Land-based fishing was very productive during December, with a number of fish being caught. Many anglers, like Mark Gray, spent countless hours from the sand and rocks targeting gummy sharks but few actually found success.

After much anticipation and research on locations, Mark again hit the shores one Saturday night. Fishing the low tide he managed a great gummy of 10.5kg (cleaned) and lost one bigger.

I also heard of another gummy shark caught from the rocks at Balnarring on a low tide. This fish was estimated at a whopping 25kg.

The land-based brigade were at it again enduring long hours on the sand around Phillip Island. Brad Palmer, Clint Hockley and Mark Keaveny managed good numbers of pinkie snapper to 40cm, wrasse to 4kg, gummy sharks and five thumping big seven-gilled sharks (all released) from six trips at numerous locations.

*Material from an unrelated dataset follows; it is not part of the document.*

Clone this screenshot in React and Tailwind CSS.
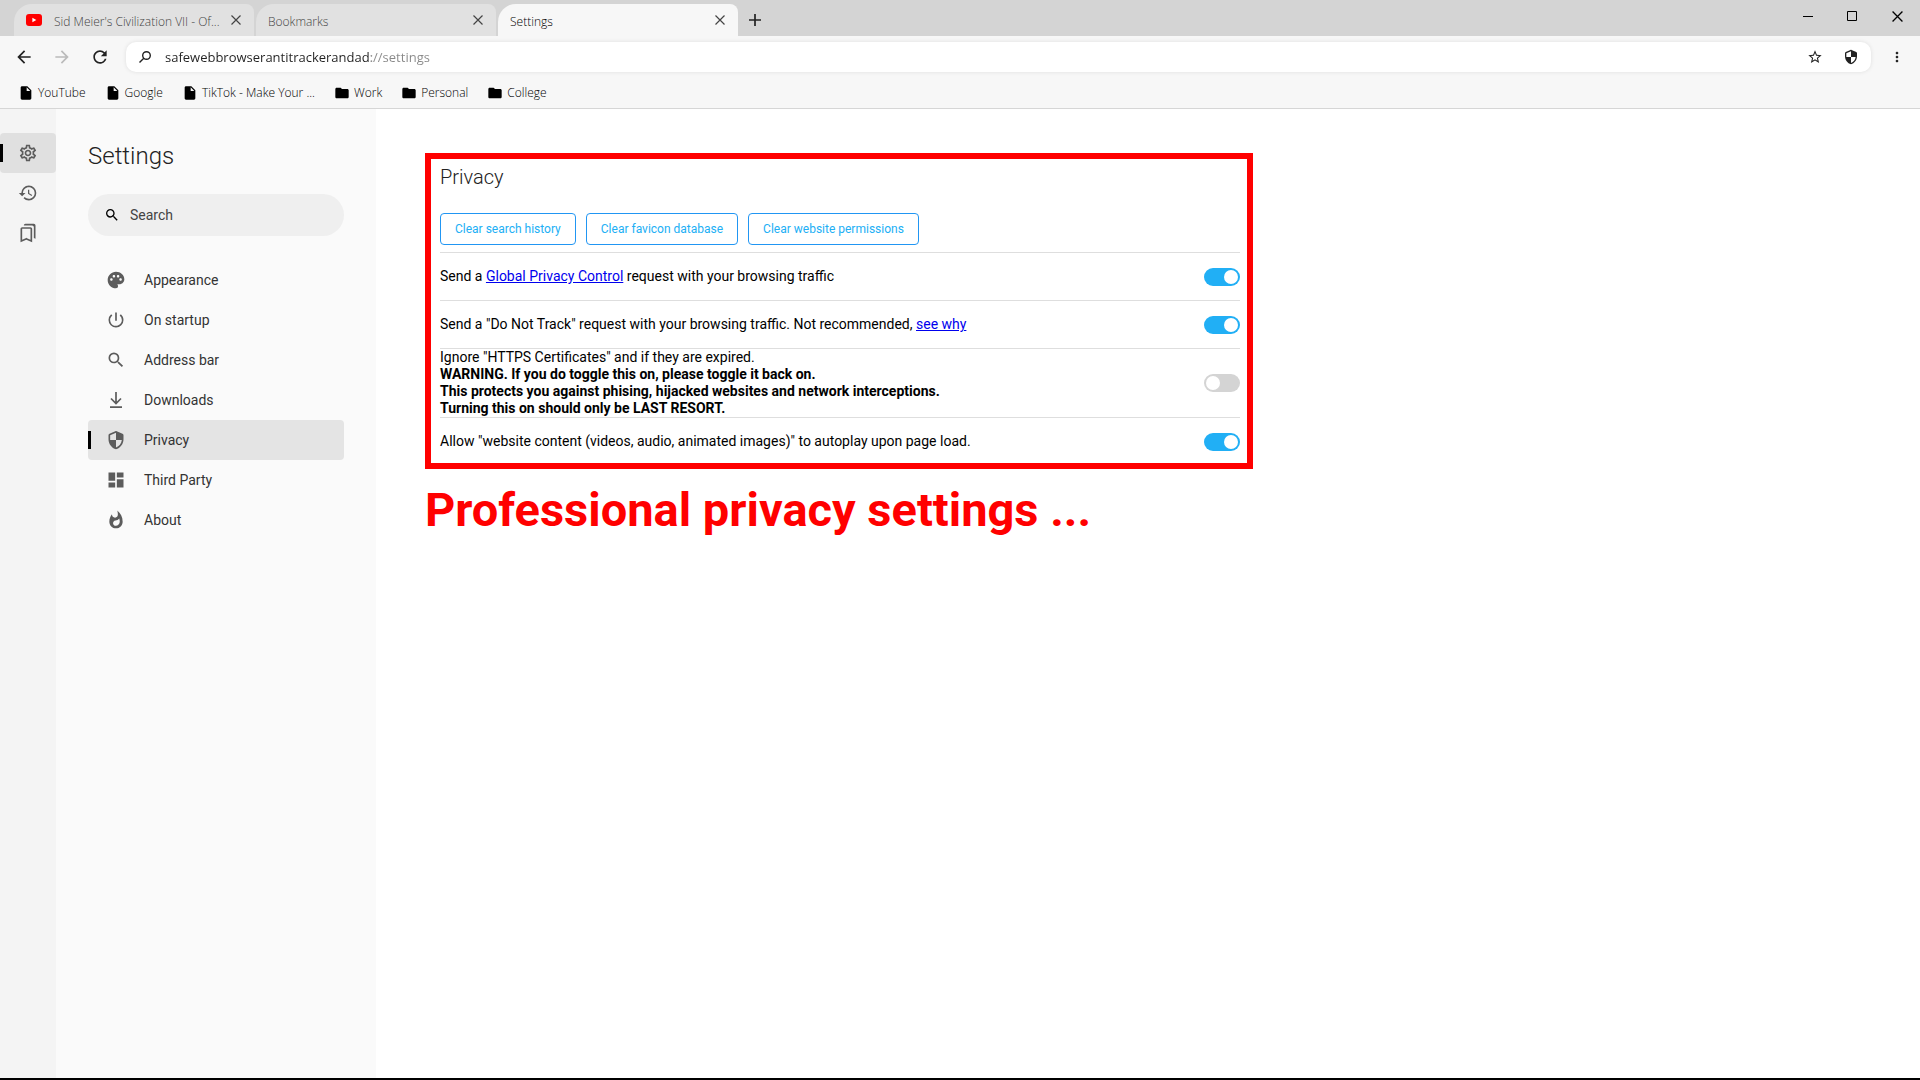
import React, { useState } from 'react';
import {
  MdArrowBack,
  MdArrowForward,
  MdDashboard,
  MdFolder,
  MdHistory,
  MdInsertDriveFile,
  MdMoreVert,
  MdOutlineBookmarks,
  MdOutlineSettings,
  MdPalette,
  MdPowerSettingsNew,
  MdRefresh,
  MdSearch,
  MdStarBorder,
  MdWhatshot,
} from 'react-icons/md';

const YouTubeIcon = () => (
  <svg viewBox="0 0 16 12" className="h-3 w-4 shrink-0">
    <rect width="16" height="12" rx="3" fill="#ff0000" />
    <path d="M6.4 3.8v4.4L10.3 6z" fill="#fff" />
  </svg>
);

const CloseIcon = ({ className }) => (
  <svg viewBox="0 0 10 10" className={className} fill="none" stroke="currentColor" strokeWidth="1.2">
    <path d="M.5.5l9 9M9.5.5l-9 9" />
  </svg>
);

const MagnifierIcon = ({ className }) => (
  <svg viewBox="0 0 12 12" className={className} fill="none" stroke="currentColor" strokeWidth="1.4">
    <circle cx="7.5" cy="4.5" r="3.8" />
    <path d="M4.8 7.2L.5 11.4" />
  </svg>
);

const ShieldIcon = ({ className }) => (
  <svg viewBox="0 0 24 24" className={className} fill="currentColor">
    <path d="M11.19 1.36l-7 3.11C3.47 4.79 3 5.51 3 6.3V11c0 5.55 3.84 10.74 9 12 5.16-1.26 9-6.45 9-12V6.3c0-.79-.47-1.51-1.19-1.83l-7-3.11c-.51-.23-1.11-.23-1.62 0zM12 11.99h7c-.53 4.12-3.28 7.79-7 8.94V12H5V6.3l7-3.11v8.8z" />
  </svg>
);

const DownloadIcon = ({ className }) => (
  <svg viewBox="0 0 20 20" className={className} fill="none" stroke="currentColor" strokeWidth="1.7">
    <path d="M10 2v11.5M5 8.5l5 5 5-5M4 17.2h12" />
  </svg>
);

const TABS = [
  { title: "Sid Meier's Civilization VII - Of...", icon: YouTubeIcon },
  { title: 'Bookmarks' },
  { title: 'Settings', active: true },
];

const BOOKMARKS = [
  { title: 'YouTube', icon: MdInsertDriveFile },
  { title: 'Google', icon: MdInsertDriveFile },
  { title: 'TikTok - Make Your ...', icon: MdInsertDriveFile },
  { title: 'Work', icon: MdFolder },
  { title: 'Personal', icon: MdFolder },
  { title: 'College', icon: MdFolder },
];

const RAIL = [
  { title: 'Settings', icon: MdOutlineSettings, active: true },
  { title: 'History', icon: MdHistory },
  { title: 'Bookmarks', icon: MdOutlineBookmarks },
];

const SECTIONS = [
  { title: 'Appearance', icon: MdPalette },
  { title: 'On startup', icon: MdPowerSettingsNew },
  { title: 'Address bar', icon: MdSearch },
  { title: 'Downloads', icon: DownloadIcon },
  { title: 'Privacy', icon: ShieldIcon },
  { title: 'Third Party', icon: MdDashboard },
  { title: 'About', icon: MdWhatshot },
];

function TabStrip() {
  return (
    <div className="flex h-9 items-end bg-[#d4d4d4] pl-[14px]">
      <div className="flex gap-[2px]">
        {TABS.map(({ title, icon: Icon, active }) => (
          <div
            key={title}
            className={`flex h-8 w-60 items-center rounded-tl-[18px] rounded-tr-[8px] pr-[13px] pl-3 text-[12px] font-light ${
              active ? 'bg-[#f7f7f7] text-black' : 'bg-[#e1e1e1] text-[#444]'
            }`}
          >
            {Icon && (
              <span className="mr-3">
                <Icon />
              </span>
            )}
            <button className="min-w-0 flex-1 pt-[3px] text-left whitespace-nowrap">{title}</button>
            <button aria-label={`Close ${title}`} className="text-[#444]">
              <CloseIcon className="h-[10px] w-[10px]" />
            </button>
          </div>
        ))}
      </div>
      <button aria-label="New tab" className="ml-[11px] flex h-8 items-center">
        <svg viewBox="0 0 12 12" className="h-3 w-3" stroke="#222" strokeWidth="1.7">
          <path d="M6 0v12M0 6h12" />
        </svg>
      </button>
      <div className="ml-auto flex h-9 pb-1">
        <button aria-label="Minimize" className="flex w-[44px] items-center justify-center">
          <svg viewBox="0 0 10 10" className="h-[10px] w-[10px]">
            <path d="M0 5h10v1H0z" />
          </svg>
        </button>
        <button aria-label="Maximize" className="flex w-[44px] items-center justify-center">
          <svg viewBox="0 0 10 10" className="h-[10px] w-[10px]" fill="none" stroke="#000">
            <path d="M.5.5h9v9h-9z" />
          </svg>
        </button>
        <button aria-label="Close window" className="flex w-[46px] items-center justify-center">
          <CloseIcon className="h-[11px] w-[11px]" />
        </button>
      </div>
    </div>
  );
}

function Toolbar() {
  return (
    <div className="flex h-[42px] items-center pt-[6px] pb-[6px] pl-[14px] text-[#222]">
      <button aria-label="Back" className="mr-[18px]">
        <MdArrowBack className="h-5 w-5" />
      </button>
      <button aria-label="Forward" className="mr-[18px] text-[#bbb]">
        <MdArrowForward className="h-5 w-5" />
      </button>
      <button aria-label="Reload" className="mr-4">
        <MdRefresh className="h-5 w-5" />
      </button>
      <div className="flex h-[30px] flex-1 items-center rounded-[10px] bg-white pr-3 pl-[13px] shadow-[0_0_4px_rgba(0,0,0,0.1)]">
        <MagnifierIcon className="mr-[14px] h-3 w-3" />
        <input
          aria-label="Address"
          defaultValue="safewebbrowserantitrackerandad://settings"
          className="flex-1 bg-[linear-gradient(to_right,#222_206px,#888_206px)] bg-clip-text pt-px text-[13px] text-transparent outline-none"
        />
        <button aria-label="Add bookmark" className="mr-5">
          <MdStarBorder className="h-4 w-4" />
        </button>
        <button aria-label="Protection">
          <ShieldIcon className="h-4 w-4" />
        </button>
      </div>
      <button aria-label="Menu" className="mr-[15px] ml-[18px]">
        <MdMoreVert className="h-4 w-4" />
      </button>
    </div>
  );
}

function Toggle({ id, defaultChecked }) {
  const [checked, setChecked] = useState(defaultChecked);

  return (
    <input
      id={id}
      type="checkbox"
      checked={checked}
      onChange={(e) => setChecked(e.target.checked)}
      className="h-[18px] w-9 shrink-0 appearance-none rounded-full bg-[#d4d4d4] p-[2px] before:block before:h-[14px] before:w-[14px] before:rounded-full before:bg-white checked:bg-[#21aff5] checked:before:translate-x-[18px]"
    />
  );
}

function SettingRow({ id, defaultChecked, children }) {
  return (
    <div className="flex min-h-12 items-center justify-between border-t border-[#dedede] last:-mb-[2px]">
      <label htmlFor={id} className="text-[14px] leading-[17px] text-black">
        {children}
      </label>
      <Toggle id={id} defaultChecked={defaultChecked} />
    </div>
  );
}

function PrivacyPanel() {
  return (
    <section className="border-[6px] border-[#ff0000] pr-[7px] pl-[9px]">
      <h2 className="pt-1 text-[20px] leading-[28px] font-light text-[#222]">Privacy</h2>
      <div className="mt-[22px] mb-[7px] flex gap-[10px]">
        {['Clear search history', 'Clear favicon database', 'Clear website permissions'].map((label) => (
          <button
            key={label}
            className="h-8 rounded-[4px] border border-[#2196f3] px-[14px] text-[12px] text-[#21aff5]"
          >
            {label}
          </button>
        ))}
      </div>
      <SettingRow id="gpc" defaultChecked>
        Send a{' '}
        <a href="#gpc" className="text-[#0000ee] underline">
          Global Privacy Control
        </a>{' '}
        request with your browsing traffic
      </SettingRow>
      <SettingRow id="dnt" defaultChecked>
        Send a "Do Not Track" request with your browsing traffic. Not recommended,{' '}
        <a href="#dnt" className="text-[#0000ee] underline">
          see why
        </a>
      </SettingRow>
      <SettingRow id="https" defaultChecked={false}>
        Ignore "HTTPS Certificates" and if they are expired.
        <br />
        <b>
          WARNING. If you do toggle this on, please toggle it back on.
          <br />
          This protects you against phising, hijacked websites and network interceptions.
          <br />
          Turning this on should only be LAST RESORT.
        </b>
      </SettingRow>
      <SettingRow id="autoplay" defaultChecked>
        Allow "website content (videos, audio, animated images)" to autoplay upon page load.
      </SettingRow>
    </section>
  );
}

export default function App() {
  const [section, setSection] = useState('Privacy');

  return (
    <div className="flex min-h-screen flex-col border-b-2 border-black bg-white font-['Roboto',sans-serif]">
      <header className="border-b border-[#d6d6d6] bg-[#f7f7f7] font-['Open_Sans',sans-serif]">
        <TabStrip />
        <Toolbar />
        {/* Bookmarks bar */}
        <nav className="flex h-[30px] items-center gap-[19px] pl-[18px] text-[12px] font-light text-black">
          {BOOKMARKS.map(({ title, icon: Icon }) => (
            <a key={title} href="#bookmark" className="flex items-center gap-1">
              <Icon className="h-4 w-4" />
              {title}
            </a>
          ))}
        </nav>
      </header>

      <div className="flex flex-1">
        {/* Icon rail */}
        <nav className="w-14 shrink-0 bg-[#f4f4f4] pt-6">
          {RAIL.map(({ title, icon: Icon, active }) => (
            <button
              key={title}
              aria-label={title}
              className={`flex h-10 w-14 items-center rounded-[4px] text-[#5c5c5c] ${active ? 'bg-[#e0e0e0]' : ''}`}
            >
              <span className={`h-[18px] w-[3px] ${active ? 'bg-black' : ''}`} />
              <Icon className="ml-[15px] h-5 w-5" />
            </button>
          ))}
        </nav>

        {/* Settings sections */}
        <aside className="w-80 shrink-0 bg-[#fafafa] px-8 pt-8">
          <h1 className="text-[24px] leading-[30px] font-light text-[#222]">Settings</h1>
          <label className="mt-[23px] flex h-[42px] items-center rounded-full bg-[#efefef] pl-4">
            <MdSearch className="h-4 w-4 text-black" />
            <input
              aria-label="Search"
              placeholder="Search"
              className="ml-[10px] min-w-0 flex-1 text-[14px] outline-none placeholder:text-[#444]"
            />
          </label>
          <nav className="mt-6">
            {SECTIONS.map(({ title, icon: Icon }) => (
              <button
                key={title}
                onClick={() => setSection(title)}
                className={`flex h-10 w-full items-center rounded-[4px] text-left text-[14px] text-[#333] ${
                  section === title ? 'bg-[#e4e4e4]' : ''
                }`}
              >
                <span className={`h-[18px] w-[3px] ${section === title ? 'bg-black' : ''}`} />
                <Icon className="mr-[18px] ml-[15px] h-5 w-5 text-[#5c5c5c]" />
                {title}
              </button>
            ))}
          </nav>
        </aside>

        <main className="min-w-0 flex-1 pt-11 pl-[49px]">
          <div className="max-w-[828px]">
            <PrivacyPanel />
            <p className="mt-[13px] text-[47px] leading-[56px] font-bold text-[#ff0000]">
              Professional privacy settings ...
            </p>
          </div>
        </main>
      </div>
    </div>
  );
}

It’s mako time! Although I have already received a few reports of makos being hooked up and lost, I expect the next report to be full of reports of makos, both small and large. If it turns out anything like last year, those fishing light line classes such as 10, 8 and 6kg will be hooked up for hours.

February is the time the offshore angler ventures into Bass Strait to meet his match on some of southeastern Victoria’s most brutal fish. I’ll be there trying my hardest to photograph, catch and release these beasts of the ocean.

At the other end of the scale, the tasty King George whiting will be about in good numbers. Plenty have already been taken and it is during January that they really fire up in a big way.